When I was in India last month, I met the boy I sponsor, Sarath. I had been hoping and praying to meet him, and I just happened to be taking a work trip to India.
I was a bit nervous. Don’t tell, but I’m not great with kids. I know I work at Compassion, but I’m a writer–more natural with a keyboard than with real, live people, let alone children who can smell fear. So I wasn’t sure how this was going to go.
The day I visited his village outside Chennai was Pongal, a festival in the state of Tamil Nadu. Along the way, we saw bright sand drawings outside every doorway and cows adorned with flower garlands for the holiday. I had put on my nicest salwar kameez, vainly worrying he would think I was some weird-looking old white lady.

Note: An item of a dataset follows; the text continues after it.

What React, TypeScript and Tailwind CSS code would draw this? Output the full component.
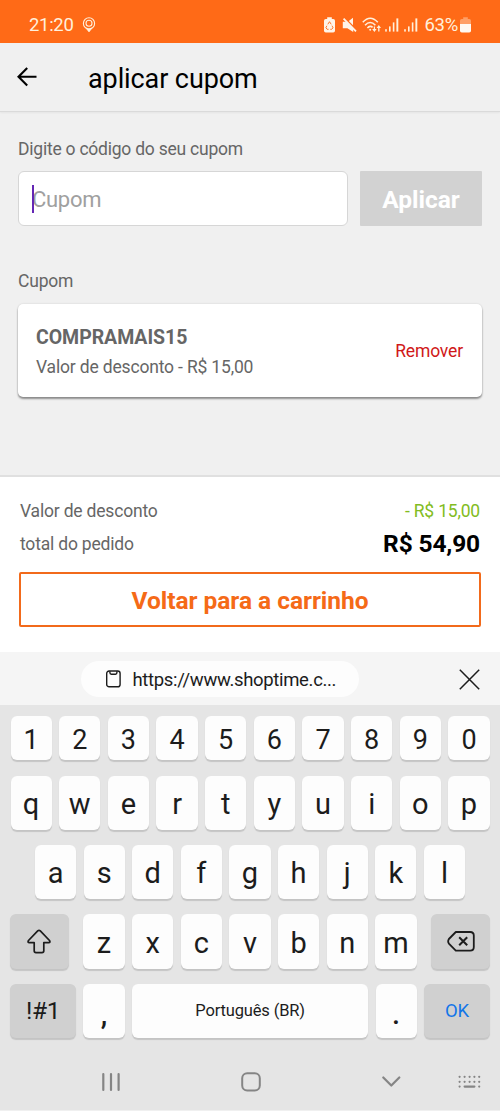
import type { ReactNode } from 'react';
import clsx from 'clsx';

const NUMBER_ROW = ['1', '2', '3', '4', '5', '6', '7', '8', '9', '0'];
const TOP_ROW = ['q', 'w', 'e', 'r', 't', 'y', 'u', 'i', 'o', 'p'];
const HOME_ROW = ['a', 's', 'd', 'f', 'g', 'h', 'j', 'k', 'l'];
const BOTTOM_ROW = ['z', 'x', 'c', 'v', 'b', 'n', 'm'];

function SignalIcon() {
  return (
    <svg width="14" height="14" viewBox="0 0 14 14" fill="#fff0dc">
      <rect x="0.2" y="11.2" width="1.6" height="2.4" />
      <rect x="4" y="8.4" width="1.6" height="5.2" />
      <rect x="7.8" y="4.4" width="1.6" height="9.2" />
      <rect x="11.4" y="0.4" width="1.9" height="13.2" />
    </svg>
  );
}

function StatusBar() {
  return (
    <div className="flex h-[43px] items-center bg-[#ff6a17] pt-[7px] pl-[29px] text-[18.5px] leading-none text-[#fff0dc]">
      <span className="w-[53px] tracking-[-0.3px]">21:20</span>
      <svg width="14" height="16" viewBox="0 0 14 16" fill="none" stroke="#fff0dc">
        <circle cx="7" cy="6.4" r="5.6" strokeWidth="1.1" />
        <circle cx="7" cy="6.2" r="3" strokeWidth="1.1" />
        <path d="M3.8 11 7 15l3.2-4-3.2.9z" fill="#fff0dc" strokeWidth="0.6" />
      </svg>
      <div className="ml-[228px] flex items-center">
        {/* Battery saver */}
        <svg width="11" height="16" viewBox="0 0 11 16">
          <path d="M3.2.3h4.6v1.6h1.4Q11 1.9 11 3.7v10Q11 15.5 9.2 15.5H1.8Q0 15.5 0 13.7v-10Q0 1.9 1.8 1.9h1.4z" fill="#fff4e8" />
          <path d="m3.8 7.3 1.7-2.6 1.7 2.6M8 8.7l1 2.1-1.3 1.5H6.3M4.6 12.3H3.1l-1.2-1.6 1-1.9" fill="none" stroke="#ff6a17" strokeWidth="0.9" />
        </svg>
        {/* Muted speaker */}
        <svg className="ml-[6.5px]" width="16" height="16" viewBox="0 0 16 16" fill="#fff4e8">
          <path d="M.8 4.8h4l6.4 6.6v3.7L5.4 11.2H.8zM11 .8v7.4L6.8 4z" />
          <path d="m1.6 1.6 12.4 12.8" stroke="#fff4e8" strokeWidth="1.8" />
        </svg>
        {/* Wi-Fi with traffic arrows */}
        <svg className="ml-[4px]" width="20" height="16" viewBox="0 0 20 16" fill="none" stroke="#fff0dc" strokeWidth="1.6">
          <path d="M.8 5.2Q8.2 -2.8 15.8 5.2M3 8.2Q8.2 2.8 13.4 8.2M5.4 11Q8.2 8 10.6 10.4" />
          <circle cx="8.2" cy="12.8" r="1" fill="#fff0dc" stroke="none" />
          <path d="M12.4 9.4v4M16.8 14.4v-4" strokeWidth="1.3" />
          <path d="m10.2 12 2.2 3 2.2-3zM14.6 11l2.2-3 2.2 3z" fill="#fff0dc" stroke="none" />
        </svg>
        <div className="ml-[3.5px] flex gap-[5px]">
          <SignalIcon />
          <SignalIcon />
        </div>
        <span className="ml-[6.5px] w-[35.5px] tracking-[-0.3px]">63%</span>
        <svg width="11" height="16" viewBox="0 0 11 16">
          <path d="M3.2.3h4.6v1.6h1.4Q11 1.9 11 3.7V7H0V3.7Q0 1.9 1.8 1.9h1.4z" fill="#ff9f66" />
          <path d="M0 7h11v6.7q0 1.8-1.8 1.8H1.8Q0 15.5 0 13.7z" fill="#fff9f2" />
        </svg>
      </div>
    </div>
  );
}

function Header() {
  return (
    <header className="flex h-[69px] items-center border-b border-[#dadada] pl-[17px] shadow-[0_1px_2px_rgba(0,0,0,0.05)]">
      <svg className="w-[20px]" height="20" viewBox="0 0 20 20" fill="none" stroke="#000" strokeWidth="2.1">
        <path d="M19.5 9.8H1.6M10.2 1 1.5 9.8l8.7 8.7" />
      </svg>
      <h1 className="ml-[51px] pt-[5px] text-[27px] tracking-[-0.1px] text-black">aplicar cupom</h1>
    </header>
  );
}

function CouponForm() {
  return (
    <section className="px-[18px] pt-[25px]">
      <p className="h-6 text-[17.5px] leading-6 tracking-[-0.23px] text-[#666]">Digite o código do seu cupom</p>
      <div className="mt-[10px] flex gap-3">
        <div className="relative flex h-[55px] w-[330px] items-center rounded-[6px] border border-[#d6d6d6] bg-white pl-[13px]">
          <div className="absolute top-[13px] left-[12.5px] h-[28px] w-[2.5px] bg-[#6427b4]" />
          <span className="pt-px text-[22px] tracking-[-0.3px] text-[#a0a0a0]">Cupom</span>
        </div>
        <button className="h-[55px] flex-1 rounded-[1px] bg-[#d2d2d2] pt-[4px] text-[24.5px] font-bold text-white">
          Aplicar
        </button>
      </div>
    </section>
  );
}

function AppliedCoupon() {
  return (
    <section className="px-[18px] pt-[43px]">
      <p className="h-6 text-[17.5px] leading-6 tracking-[-0.2px] text-[#666]">Cupom</p>
      <div className="mt-[11px] flex h-[93px] items-center justify-between rounded-[5px] bg-white pr-[19px] pl-[18px] shadow-[0_2px_2px_rgba(0,0,0,0.4),0_0_2px_rgba(0,0,0,0.15)]">
        <div>
          <p className="h-[30px] text-[19.5px] leading-[33px] font-bold tracking-[-0.05px] text-[#666]">COMPRAMAIS15</p>
          <p className="h-[30px] text-[17.5px] leading-[33px] tracking-[-0.17px] text-[#666]">Valor de desconto - R$ 15,00</p>
        </div>
        <button className="pt-[2px] text-[17.5px] tracking-[-0.15px] text-[#d01818]">Remover</button>
      </div>
    </section>
  );
}

function OrderSummary() {
  return (
    <section className="mt-[78px] h-[177px] border-t-2 border-[#e0e0e0] bg-white px-[19px]">
      <div className="mt-[17px] flex h-[34px] items-center justify-between px-px text-[17.5px] tracking-[-0.19px]">
        <span className="text-[#666]">Valor de desconto</span>
        <span className="text-[#82bc22]">- R$ 15,00</span>
      </div>
      <div className="flex h-[33px] items-center justify-between px-px">
        <span className="text-[17.5px] tracking-[-0.19px] text-[#666]">total do pedido</span>
        <span className="text-[24.5px] font-bold tracking-[-0.15px] text-black">R$ 54,90</span>
      </div>
      <button className="mt-[11px] h-[55px] w-full rounded-[2px] border-2 border-[#f26a1b] pt-[4px] text-[24.5px] font-bold tracking-[-0.03px] text-[#f56a17]">
        Voltar para a carrinho
      </button>
    </section>
  );
}

interface KeyProps {
  children: ReactNode;
  dark?: boolean;
  className?: string;
}

function Key({ children, dark = false, className }: KeyProps) {
  return (
    <div
      className={clsx(
        'flex items-center justify-center rounded-[6px] shadow-[0_1.5px_1px_rgba(0,0,0,0.14)]',
        dark ? 'bg-[#d0d0d0]' : 'bg-[#fdfdfd]',
        className ?? 'flex-1 pt-[4px]'
      )}
    >
      {children}
    </div>
  );
}

function Keyboard() {
  return (
    <div className="h-[458px] bg-[#e5e5e5] text-[#1c1c1c]">
      {/* Clipboard suggestion */}
      <div className="flex h-[53px] items-center bg-[#f5f5f5] pl-[81px]">
        <div className="mt-px flex h-[36px] w-[278px] items-center rounded-full bg-[#fdfdfd] pl-[25px]">
          <svg width="15" height="18" viewBox="0 0 15 18" fill="none" stroke="#1c1c1c" strokeWidth="1.4">
            <rect x="0.7" y="1" width="13.4" height="15.8" rx="2.4" />
            <path d="M3.9 1.2v1.6q0 1.4 1.4 1.4h4.2q1.4 0 1.4-1.4V1.2" />
          </svg>
          <span className="ml-[11.5px] pt-[4px] text-[18.5px] tracking-[-0.33px]">https://www.shoptime.c...</span>
        </div>
        <svg className="mt-px ml-[100px]" width="21" height="21" viewBox="0 0 21 21" fill="none" stroke="#1c1c1c" strokeWidth="1.5">
          <path d="m.8.8 19.4 19.4M20.2.8.8 20.2" />
        </svg>
      </div>

      <div className="flex h-[55px] gap-[7.5px] px-[10.5px] pt-[11px] text-[27px]">
        {NUMBER_ROW.map((k) => (
          <Key key={k}>{k}</Key>
        ))}
      </div>
      <div className="mt-[16px] flex h-[54px] gap-[7.5px] px-[10.5px] text-[29px]">
        {TOP_ROW.map((k) => (
          <Key key={k}>{k}</Key>
        ))}
      </div>
      <div className="mt-[15px] flex h-[54px] gap-[7.5px] px-[35px] text-[29px]">
        {HOME_ROW.map((k) => (
          <Key key={k}>{k}</Key>
        ))}
      </div>
      <div className="mt-[15px] flex h-[54.5px] justify-between px-[10.3px] text-[29px]">
        <Key dark className="w-[58.3px]">
          <svg width="24" height="25" viewBox="0 0 24 25" fill="none" stroke="#1c1c1c" strokeWidth="1.7" strokeLinejoin="round">
            <path d="M10.7 1.9q1.3-1.2 2.6 0l9.2 9.6q1.2 2.2-.9 2.2h-4.8v8.1q0 1.8-1.8 1.8H9q-1.8 0-1.8-1.8v-8.1H2.4q-2.1 0-.9-2.2z" />
          </svg>
        </Key>
        <div className="flex w-[333.3px] gap-[7.5px]">
          {BOTTOM_ROW.map((k) => (
            <Key key={k}>{k}</Key>
          ))}
        </div>
        <Key dark className="w-[58.3px]">
          <svg width="28" height="21" viewBox="0 0 28 21" fill="none" stroke="#1c1c1c" strokeWidth="1.8" strokeLinejoin="round">
            <path d="M8.8 1h14.4q3.6 0 3.6 3.6v11.4q0 3.6-3.6 3.6H8.8L1.9 12.6q-1.5-2.3 0-4.6z" />
            <path d="m12.2 6.3 8 8M20.2 6.3l-8 8" strokeWidth="2" />
          </svg>
        </Key>
      </div>
      <div className="mt-[15px] flex h-[54px] gap-[7.5px] px-[10.3px]">
        <Key dark className="w-[65.7px] pt-[2px] text-[24.5px] tracking-[-0.3px]">!#1</Key>
        <Key className="w-[41.2px] pt-[9px] text-[29px] font-medium">,</Key>
        <Key className="flex-1 pt-[2px] text-[16.5px] tracking-[-0.15px]">Português (BR)</Key>
        <Key className="w-[41px] pt-[9px] text-[29px] font-medium">.</Key>
        <Key dark className="w-[65.7px] pt-[3px] text-[18.5px] tracking-[-0.3px] text-[#1476e8]">OK</Key>
      </div>

      {/* System navigation */}
      <div className="mt-[33.5px] flex h-[21px] items-center pl-[101px]">
        <svg width="20" height="20" viewBox="0 0 20 20" stroke="#858585" strokeWidth="2.2" strokeLinecap="round">
          <path d="M2.3 2v16M10 2v16M17.6 2v16" />
        </svg>
        <svg className="ml-[120px]" width="20" height="20" viewBox="0 0 20 20" fill="none" stroke="#858585" strokeWidth="2">
          <rect x="1.2" y="1.2" width="17.6" height="17.4" rx="5" />
        </svg>
        <svg className="ml-[121px]" width="19" height="12" viewBox="0 0 19 12" fill="none" stroke="#858585" strokeWidth="2.2" strokeLinecap="round" strokeLinejoin="round">
          <path d="m1.3 1.5 8 8 8-8" />
        </svg>
        <svg className="ml-[57px]" width="24" height="14" viewBox="0 0 24 14" fill="none" stroke="#858585" strokeWidth="2.2" strokeLinecap="round">
          <path d="M1.6 1.8h.01M6.6 1.8h.01M11.6 1.8h.01M16.4 1.8h.01M21.2 1.8h.01M1.6 6.8h.01M6.6 6.8h.01M11.6 6.8h.01M16.4 6.8h.01M21.2 6.8h.01M1.6 11.6h.01M6.6 11.6h9.8M21.2 11.6h.01" />
        </svg>
      </div>
    </div>
  );
}

export default function App() {
  return (
    <div className="h-[1111px] w-[500px] overflow-hidden bg-[#f0f0f0] font-[Roboto,sans-serif]">
      <StatusBar />
      <Header />
      <CouponForm />
      <AppliedCoupon />
      <OrderSummary />
      <Keyboard />
    </div>
  );
}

We arrived in Sarath’s neighbhorhood, and I was so happy to see that it was a relatively nice, pleasant place. There was space between the homes, his family had their own bathroom and even a little courtyard to play in and wash dishes.
Sarath was waiting outside. I’d like to say we rushed toward each other and hugged and cried. We didn’t. (I learned on my trip that Indian children don’t seem to be as into hugging as other cultures are.)
We shook hands and he whispered something in my ear. He was very sweet. He was so shy that during the entirety of my visit, he only whispered a couple of short phrases in my ear, so quietly I couldn’t tell if they were in English or Tamil.
We stepped inside and I met his mother, two lovely sisters, aunt, and cousin, who all share the same little room for their home.
On their shelf was a picture of my husband and I. His mother told me that he likes to call us “Mommy” and “Daddy,” even though the project taught him to call us Auntie and Uncle. Sarath tells his mom that even if she dies, he knows he’ll be OK because there’s someone else who cares about him.
Sarath’s mom and aunt inherited their parents’ home, and they proudly showed me their home, the floor all six of them sleep on, where they cook in a tiny side room, and the wall they built to keep out the rain with a family gift we had sent. (Who knew a small family gift could build a wall?)
We asked all the kids what they wanted to do when they were older. Sarath’s adorable little cousin said she wanted to be a doctor, and the family all laughed at her pluck. She’s sponsored too, but her sponsors have never written. She feels bad each time Sarath gets a letter or gift from us. Sarath’s sisters stole my heart. Their eyes were eager and bright, even though they were so shy and quiet.
I gave Sarath his backpack with candy, a shirt, a soccer ball, and frisbee in it, and we began to speak the international language of sports, playing frisbee in the courtyard. We couldn’t share any words, but we’d laugh as one of us would miss it, or as I’d get accidentaly tangled in my Indian shawl.
After several hours of asking questions, playing frisbee, and taking pictures, it was time to go. We walked back through the alleys and gathered a crew of curious young boys and a cow on our way. Before getting on the van, I gave Sarath an awkward little side hug (that I hoped was appropriate for India). He asked me through whispered translation to pray for him every day. He repeated his request several times. Sarath promised he would be praying for us.
Seeing Sarath and hugging him (kind of) and listening to his whispered sentences showed me how real our relationship is. The letters and pictures I send off to a faraway land end up in a real home, propped on a real shelf. The words are read and believed by a young boy who knows that someone cares about him and is secure in that. And that’s what I learned in India.